We all face challenges, but looking back would you describe it as a relatively smooth road?
No, definitely not. The “Hollywood dream” always venerates youthful success. It is very hard as the years roll by as crippling thoughts of “am I crazy? What if I never make it?” and “should I just give up?” creep in. Thankfully, my wife and family motivated me to continue on the journey.

I absolutely underestimated how long a feature film would take to make. Especially because I shouldered most of the post production responsibility. This film was bound by a microbudget of my own money and donations from friends and colleagues, I couldn’t afford post production services so I was forced to teach myself film editing, VFX, Sound Design, Sound Mixing, etc… It was my “hard knocks” film school.

Juggling fatherhood with 3 young kids and editing a film is EXTREMELY difficult. Much of post production happened from 10pm-2am so I could focus. The work I did complete during daylight hours was blessed by a 4 year old crawling on my shoulders, a 2 year old asking for milk, and a baby, well, being a baby. I wouldn’t have it any other way.

Thanks for sharing that. So, maybe next you can tell us a bit more about your work?
I am a husband to a beautiful wife, a stay at home dad to 3 angel/gremlin hybrids, and on the side I am a film/theater director (with a pinch of actor).
I do not know that I specialize in anything, but I love storytelling and some people around me seem to appreciate my vision for some pretty epic tales, whether they be on stage or screen. Naturally, I am very proud of my debut feature film Shakespeare’s The Tempest. It is a love letter to Shakespeare himself, the Mojave desert, and Sci-Fi, it is certainly unlike any Shakespeare adaptation you have seen before.

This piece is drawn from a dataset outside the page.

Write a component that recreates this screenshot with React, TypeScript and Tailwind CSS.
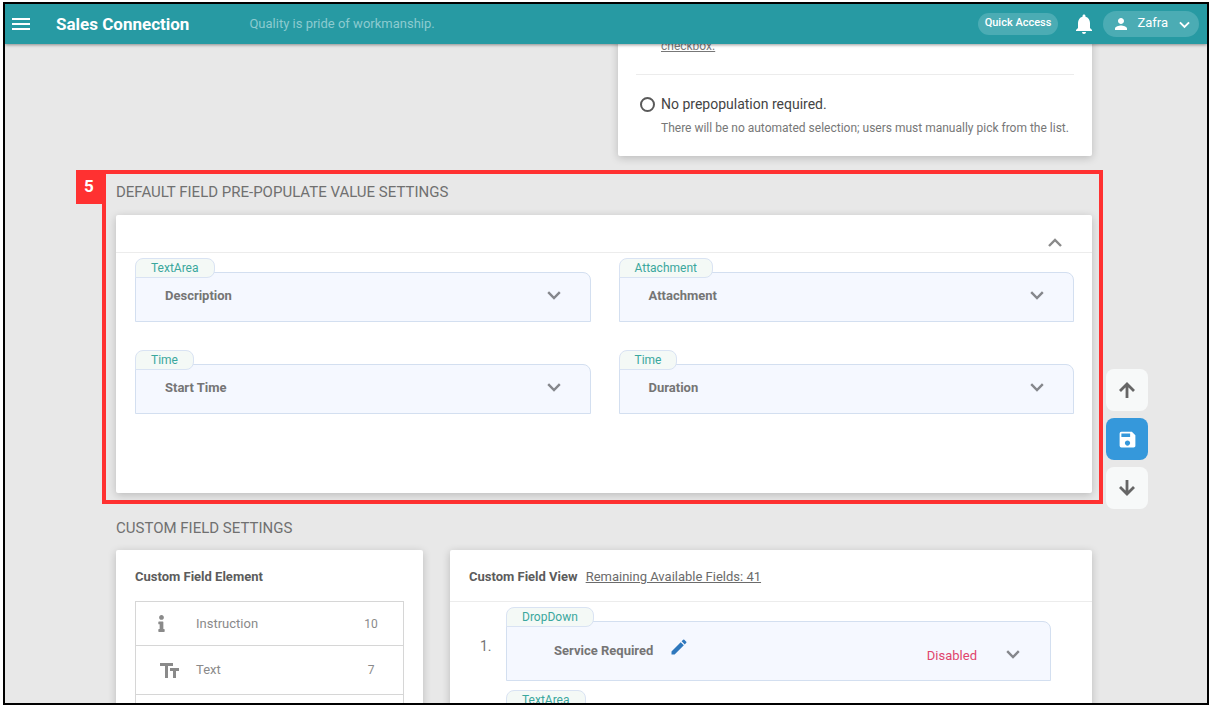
import { FaInfo } from "react-icons/fa";
import { MdEdit, MdNotifications, MdPerson, MdSave } from "react-icons/md";

const defaultFields = [
    { type: "TextArea", name: "Description" },
    { type: "Attachment", name: "Attachment" },
    { type: "Time", name: "Start Time" },
    { type: "Time", name: "Duration" },
];

const elements = [
    { name: "Instruction", count: 10, icon: "info" },
    { name: "Text", count: 7, icon: "text" },
];

function Chevron({ up, className }: { up?: boolean; className?: string }) {
    return (
        <svg viewBox="0 0 14 14" className={className} fill="none" stroke="currentColor" strokeWidth="2.4">
            <path d={up ? "M1 10l6-6 6 6" : "M1.2 4.2L7 10l5.8-5.8"} />
        </svg>
    );
}

function Arrow({ down }: { down?: boolean }) {
    return (
        <svg viewBox="0 0 16 16" className="size-4" fill="none" stroke="currentColor" strokeWidth="2.8">
            <path d={down ? "M8 0v14M1 7l7 7 7-7" : "M8 16V2M1 9l7-7 7 7"} />
        </svg>
    );
}

function TextIcon() {
    return (
        <svg viewBox="2 4 19 15" className="h-[15px] w-[19px]" fill="currentColor">
            <path d="M2 4v3h5v12h3V7h5V4H2zm19 5h-9v3h3v7h3v-7h3V9z" />
        </svg>
    );
}

function TypeTab({ type }: { type: string }) {
    return (
        <span className="relative -mb-[6px] block h-5 w-fit rounded-t-lg rounded-br-lg border border-[#d9e3f3] bg-[#f4f9f6] px-[15px] text-[12px] leading-[18px] text-[#3aa79d]">
            {type}
        </span>
    );
}

function Header() {
    return (
        <header className="relative z-10 flex h-10 shrink-0 items-center bg-[#279aa3] pr-2 pl-[7px] text-white shadow-[0_1px_3px_rgba(0,0,0,0.4)]">
            <button aria-label="Menu" className="flex w-[18px] flex-col gap-[3px]">
                <span className="h-[2px] w-full bg-white" />
                <span className="h-[2px] w-full bg-white" />
                <span className="h-[2px] w-full bg-white" />
            </button>
            <h1 className="ml-[26px] text-[17px] leading-5 font-bold">Sales Connection</h1>
            <p className="ml-[60px] text-[13px] leading-5 text-[#8ccbd0]">Quality is pride of workmanship.</p>

            <button className="ml-auto h-[22px] rounded-full bg-[#4bacb4] px-[7px] pb-[2px] text-[11px] font-medium">
                Quick Access
            </button>
            <button aria-label="Notifications" className="ml-[14px]">
                <MdNotifications className="size-6" />
            </button>
            <button className="ml-[7px] flex h-[26px] items-center rounded-full bg-[#4bacb4] px-[9px] text-[13px]">
                <MdPerson className="size-[18px]" />
                <span className="ml-[7px] pb-[2px]">Zafra</span>
                <Chevron className="ml-[11px] size-[11px]" />
            </button>
        </header>
    );
}

export default function App() {
    return (
        <div className="h-screen bg-white pt-[2px] pr-[3px] pb-[3px] pl-[3px] font-['Roboto',sans-serif]">
            <div className="relative flex h-full flex-col overflow-hidden border-2 border-black bg-[#e8e8e8]">

                <Header />

                <main className="min-h-0 flex-1 overflow-hidden pr-[104px] pl-[97px]">

                    {/* PREPOPULATION OPTIONS */}
                    <div className="-mt-3 mr-[11px] ml-[516px] rounded-xs bg-white px-[18px] pt-[5px] pb-[19px] shadow-[0_2px_8px_rgba(0,0,0,0.2)]">
                        <p className="pb-[19px] pl-[25px] text-[12px] leading-[18px] text-[#777] underline">checkbox.</p>
                        <div className="border-t border-[#ececec] pt-[19px] pl-1">
                            <label className="flex h-5 items-center gap-[6px] text-[14px] text-[#444]">
                                <input
                                    type="radio"
                                    name="prepopulation"
                                    className="size-[15px] appearance-none rounded-full border-2 border-[#5a5a5a] bg-white checked:bg-[#5a5a5a]"
                                />
                                No prepopulation required.
                            </label>
                            <p className="mt-[5px] pl-[21px] text-[12px] leading-[18px] whitespace-nowrap text-[#777]">
                                There will be no automated selection; users must manually pick from the list.
                            </p>
                        </div>
                    </div>

                    {/* DEFAULT FIELDS */}
                    <section className="relative mt-[14px] border-4 border-[#ff3131] pt-2 pr-[7px] pb-[7px] pl-[10px]">
                        <span className="absolute -top-1 -left-[30px] flex h-[34px] w-[26px] items-center justify-center bg-[#ff3131] text-[17px] font-bold text-white">
                            5
                        </span>
                        <h2 className="text-[15px] leading-5 text-[#707070]">DEFAULT FIELD PRE-POPULATE VALUE SETTINGS</h2>
                        <div className="mt-[13px] h-[278px] rounded-xs bg-white shadow-[0_2px_8px_rgba(0,0,0,0.2)]">
                            <div className="flex h-[38px] items-end justify-end border-b border-[#ececec] pr-[30px] pb-[2px]">
                                <button aria-label="Collapse" className="text-[#8a8a8a]">
                                    <Chevron up className="size-[14px]" />
                                </button>
                            </div>
                            <div className="grid grid-cols-2 gap-7 pt-[5px] pr-[18px] pl-[19px]">
                                {defaultFields.map((field) => (
                                    <div key={field.name}>
                                        <TypeTab type={field.type} />
                                        <div className="flex h-[50px] items-center justify-between rounded-t-lg rounded-tl-none border border-[#d3dff0] bg-[#f5f8ff] pr-[29px] pb-[3px] pl-[29px]">
                                            <span className="text-[13px] font-bold text-[#757575]">{field.name}</span>
                                            <button aria-label={`Expand ${field.name}`} className="pb-[2px] text-[#85878c]">
                                                <Chevron className="size-[14px]" />
                                            </button>
                                        </div>
                                    </div>
                                ))}
                            </div>
                        </div>
                    </section>

                    {/* CUSTOM FIELDS */}
                    <section className="pt-[14px] pr-[11px] pl-[14px]">
                        <h2 className="text-[15px] leading-5 text-[#707070]">CUSTOM FIELD SETTINGS</h2>
                        <div className="mt-3 grid grid-cols-[307fr_642fr] gap-[27px]">

                            <div className="rounded-xs bg-white px-[19px] pt-[17px] shadow-[0_2px_8px_rgba(0,0,0,0.2)]">
                                <h3 className="text-[13px] leading-5 font-bold text-[#5c5c5c]">Custom Field Element</h3>
                                <ul className="mt-[14px] border border-[#d6d6d6] pb-12 text-[13px] text-[#8a8a8a]">
                                    {elements.map((el) => (
                                        <li key={el.name} className="flex h-[49px] items-center border-b border-[#d6d6d6] pr-[19px] pl-[15px] first:h-11">
                                            <span className="flex w-[37px] shrink-0 justify-center">
                                                {el.icon === "info" ? <FaInfo className="mr-4 size-[17px]" /> : <TextIcon />}
                                            </span>
                                            <span className="ml-2 grow">{el.name}</span>
                                            <span className="w-[26px] text-center text-[12px]">{el.count}</span>
                                        </li>
                                    ))}
                                </ul>
                            </div>

                            <div className="rounded-xs bg-white shadow-[0_2px_8px_rgba(0,0,0,0.2)]">
                                <div className="flex h-[52px] items-center gap-2 border-b border-[#ececec] pt-[2px] pl-[19px]">
                                    <h3 className="text-[13px] leading-5 font-bold text-[#5c5c5c]">Custom Field View</h3>
                                    <a href="#fields" className="text-[13px] leading-5 text-[#6b6b6b] underline">
                                        Remaining Available Fields: 41
                                    </a>
                                </div>
                                <ol id="fields" className="pt-[5px] pr-[41px] pl-[30px]">
                                    <li className="flex">
                                        <span className="w-[26px] shrink-0 pt-[29px] text-[14px] leading-5 text-[#757575]">1.</span>
                                        <div className="grow">
                                            <TypeTab type="DropDown" />
                                            <div className="flex h-[60px] items-center rounded-t-lg rounded-tl-none border border-[#d3dff0] bg-[#f5f8ff] pr-[30px] pl-[47px]">
                                                <span className="text-[13px] font-bold text-[#757575]">Service Required</span>
                                                <button aria-label="Edit Service Required" className="ml-4 pb-2 text-[#2e78bd]">
                                                    <MdEdit className="size-5" />
                                                </button>
                                                <span className="ml-auto pt-[10px] text-[13px] text-[#e0446c]">Disabled</span>
                                                <button aria-label="Expand Service Required" className="ml-[29px] pt-[6px] text-[#85878c]">
                                                    <Chevron className="size-[14px]" />
                                                </button>
                                            </div>
                                        </div>
                                    </li>
                                    <li className="mt-[9px] pl-[26px]">
                                        <TypeTab type="TextArea" />
                                        <div className="h-[60px] rounded-t-lg rounded-tl-none border border-[#d3dff0] bg-[#f5f8ff]" />
                                    </li>
                                </ol>
                            </div>

                        </div>
                    </section>
                </main>

                {/* FLOATING ACTIONS */}
                <div className="absolute top-[365px] right-[59px] flex flex-col gap-[7px] text-[#666]">
                    <button aria-label="Scroll up" className="flex size-[42px] items-center justify-center rounded-lg bg-[#f7f9f9]">
                        <Arrow />
                    </button>
                    <button aria-label="Save" className="flex size-[42px] items-center justify-center rounded-lg bg-[#3598db] text-white">
                        <MdSave className="size-[21px]" />
                    </button>
                    <button aria-label="Scroll down" className="flex size-[42px] items-center justify-center rounded-lg bg-[#f7f9f9]">
                        <Arrow down />
                    </button>
                </div>

            </div>
        </div>
    );
}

We all have a different way of looking at and defining success. How do you define success?
My kids eating. My kids sleeping under a roof. My wife feeling loved and protected. That’s success.
Professionally, my view of success has changed over the years. My youthful dreams of Hollywood fame has changed, but my passion for storytelling has not. I will consider myself successful as long as I am able to find ways to apply my passion in a way that can support my family. It doesn’t need to be big and glamorous, if I can enjoy a porch popsicle with my kids on a hot summer night, I am winning.

Ecclesiastes 3:22 says, “So I saw that there is nothing better than that a man should rejoice in his work, for that is his lot.” In whatever job or career path you take, if you can enjoy it or the fruits from it . . . you have won the game.